On July 3, 1984, Mrs. Everson died; and in October of 1984, the defendant was indicted in the Superior Court of Decatur County for the offenses of homicide by vehicle and driving under the influence. He filed a plea in bar contending that he had already been tried for offenses arising from the same conduct and that a subsequent prosecution would violate his due process rights. The trial court granted the motion with respect to the driving under the influence count but denied the motion with respect to the vehicular homicide count. Following his trial and conviction on the latter count, the defendant filed this appeal. Held:
1. OCGA § 16-1-7 (b) requires that "[i]f the several crimes arising from the same conduct are known to the proper prosecuting officer at the time of commencing the prosecution . . . they must be prosecuted in a single prosecution . . ." (Emphasis supplied.) Under OCGA § 16-1-8 (b), "[a] prosecution is barred if the accused was formerly prosecuted for a different crime, or for the same crime based upon different facts, if such former prosecution . . . was for a crime which involves the same conduct, unless . . . the crime was not consummated when the former trial began . . ." (Emphasis supplied.) We hold, pursuant to the language of these statutes, that the prosecution for vehicular homicide was not barred by the mayor's court proceedings because the victim had not died at the time of those proceedings, and the crime was therefore not complete. Accord Lowe v. State, 240 Ga. 767 ( 242 S.E.2d 582) (1978). Because the offense of driving under the influence may be considered a lesser included offense of vehicular homicide under the circumstances of this case, that conviction is subject to being set aside in an appropriate proceeding. See Lowe v. State, supra; Keener v. State, 238 Ga. 7 ( 230 S.E.2d 846) (1976).

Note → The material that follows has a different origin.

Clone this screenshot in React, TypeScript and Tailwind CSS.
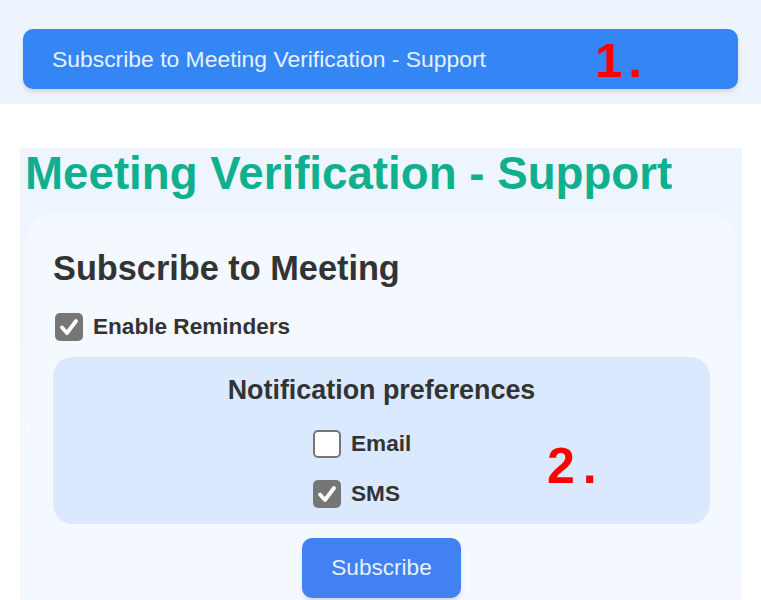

2. The defendant's reliance upon the U.S. Supreme Court decisions in Thigpen v. Roberts, 468 U.S. ___ ( 104 SC 521, 82 L.Ed.2d 23) (1984), and Blackledge v. Perry, 417 U.S. 21 (94 SC 2098, 40 L.Ed.2d 628) (1974), in support of his due process claim is misplaced. In each of those cases, the subsequent felony trial was for the identical occurrence which had previously been treated as a misdemeanor. Neither involved a situation where the subsequent felony prosecution was for an entirely different crime, for which the defendant could not have been prosecuted at the time of the disposition of the misdemeanor charges. Also, in each of those cases, the felony trial followed the defendant's appeal of the misdemeanor conviction, giving rise to a presumption of prosecutorial vindictiveness.
Judgment affirmed. McMurray, P. J., and Benham, J., concur.